In 1975, the Park Chung Hee government imposed a decree ordering that “vagrants” - a term loosely defined to include orphans and homeless and disabled people - be interned at 36 isolated facilities.

Thousands were rounded up as a result. They were sent to a variety of places officially classified as welfare homes. In reality, they were not much more than concentration camps.

At the biggest facility, a mountainside camp called Brothers Home in western Busan, detainees were subject to slave labor, daily beatings, rape and torture.

According to The Associated Press, which published a lengthy report on Brothers Home in April 2016 based on hundreds of exclusive documents and interviews with officials and former inmates, the abuses at the camp “were much more vicious and widespread than previously known.”
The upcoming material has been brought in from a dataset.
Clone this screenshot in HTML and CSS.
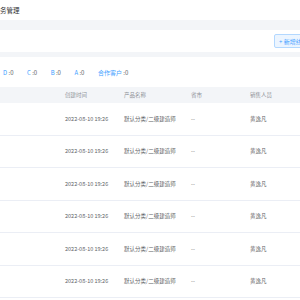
FILE: index.html
```html
<!DOCTYPE html>
<html>
<head>
    <meta charset="UTF-8">
    <title>业务管理</title>
    <link rel="stylesheet" href="styles.css">
</head>
<body>

<div class="page">
    <div class="title">务管理</div>
    <div class="band"></div>

    <div class="toolbar">
        <button class="add-btn">+ 新增线索</button>
    </div>
    <div class="band thin"></div>

    <div class="filters">
        <span class="tag"><b>D</b> :0</span>
        <span class="tag"><b>C</b> :0</span>
        <span class="tag"><b>B</b> :0</span>
        <span class="tag"><b>A</b> :0</span>
        <span class="tag"><b>合作客户</b> :0</span>
        <button class="filter-btn">筛选</button>
    </div>

    <div class="grid head">
        <div></div>
        <div>创建时间</div>
        <div>产品名称</div>
        <div>省市</div>
        <div>销售人员</div>
    </div>

    <div class="grid row">
        <div></div><div>2022-08-10 19:26</div><div>默认分类/二级建造师</div><div>--</div><div>黄逸凡</div>
    </div>
    <div class="grid row">
        <div></div><div>2022-08-10 19:26</div><div>默认分类/二级建造师</div><div>--</div><div>黄逸凡</div>
    </div>
    <div class="grid row">
        <div></div><div>2022-08-10 19:26</div><div>默认分类/二级建造师</div><div>--</div><div>黄逸凡</div>
    </div>
    <div class="grid row">
        <div></div><div>2022-08-10 19:26</div><div>默认分类/二级建造师</div><div>--</div><div>黄逸凡</div>
    </div>
    <div class="grid row">
        <div></div><div>2022-08-10 19:26</div><div>默认分类/二级建造师</div><div>--</div><div>黄逸凡</div>
    </div>
    <div class="grid row">
        <div></div><div>2022-08-10 19:26</div><div>默认分类/二级建造师</div><div>--</div><div>黄逸凡</div>
    </div>
</div>

</body>
</html>
```

FILE: styles.css
```css
body {
    margin: 0;
    background: #fff;
    font-family: "Noto Sans CJK SC", "Noto Sans", sans-serif;
    color: #606266;
    overflow: hidden;
}

.page {
    width: 300px;
    height: 300px;
    overflow: hidden;
}

.title {
    height: 20px;
    line-height: 20px;
    font-size: 6.5px;
    color: #303133;
}

.band {
    height: 10px;
    background: #f3f5f8;
}
.band.thin {
    height: 5px;
}

.toolbar {
    height: 22px;
    display: flex;
    align-items: center;
    padding-left: 274px;
}

.add-btn {
    flex-shrink: 0;
    white-space: nowrap;
    height: 14px;
    padding: 0 4px;
    font-family: inherit;
    font-size: 6px;
    color: #409eff;
    background: #ecf5ff;
    border: 1px solid #b3d8ff;
    border-radius: 2px;
}

.filters {
    height: 30px;
    display: flex;
    align-items: center;
    padding-left: 3px;
    font-size: 6px;
}

.tag {
    margin-right: 13.5px;
    white-space: nowrap;
    color: #606266;
}
.tag b {
    font-weight: normal;
    color: #409eff;
}

.filter-btn {
    flex-shrink: 0;
    margin-left: auto;
    margin-right: -20px;
    white-space: nowrap;
    height: 16px;
    padding: 0 4px;
    font-family: inherit;
    font-size: 6px;
    color: #606266;
    background: #f4f4f5;
    border: none;
    border-radius: 2px;
}

.grid {
    display: grid;
    grid-template-columns: 65px 59px 67px 59px 1fr;
    align-items: center;
    font-size: 5.5px;
    white-space: nowrap;
}

.head {
    height: 16px;
    background: #f3f5f8;
    color: #909399;
}

.row {
    height: 32.5px;
    border-bottom: 1px solid #ebeef5;
    box-sizing: border-box;
}
```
Unpaid inmates worked in more than 20 factories within the grounds of the facility. They made a variety of products like clothing and shoes that were then sold abroad to line the pockets of the institution’s managers, particularly its owner, Park In-keun.

Quarantined from society by tall walls, guards and dogs, the inmates at Brothers - many of whom were children - were beaten almost daily, fed almost nothing and lived a hellish existence as slaves.

The numbers interned at Brothers only increased in the 1980s as Korea prepared to host the 1988 Summer Olympics. The authoritarian Chun Doo Hwan regime instituted a massive crackdown to “cleanse” the country’s streets.

Among the approximately 4,000 people interned at Brothers, at least 513 internees died over the span of twelve years, according to official counts, though the actual number of dead is believed to be much higher.

Witnesses say that death as a result of beatings, rape and confinement, among a litany of abuses, were so common that the bodies were piled up like garbage and buried en masse.

The human rights violations at Brothers first came to light in March 1987 after 35 inmates escaped the facility. But the Chun Doo Hwan regime, fearing that revelations of rampant abuse would add fuel to public resistance against authoritarian rule, forced prosecutors and courts to close the case as fast as possible. Park In-keun, who made a fortune from running the camp for over a decade, was only sentenced to two years in prison.

Despite the scale of the atrocity, the case has gained minimal attention since then, largely as a result of a massive “cover-up orchestrated at the highest levels of government,” according to The Associated Press.

Attempts at investigations were suppressed even under subsequent governments, as key figures at the time continued to wield influence in politics and the bureaucracy. Kim Yong-won, a former prosecutor based in Busan who first pursued the case, was eventually forced out of his position by superiors.

Kim was in attendance at Moon’s apology, and stressed the institutional nature of the prosecution that prevented proper justice from being served. “Many prosecutors are still loyal only to the hierarchy,” Kim told the JoongAng Ilbo on Wednesday. “If we do not change the structure of the prosecution, there will be a second Brothers Home.”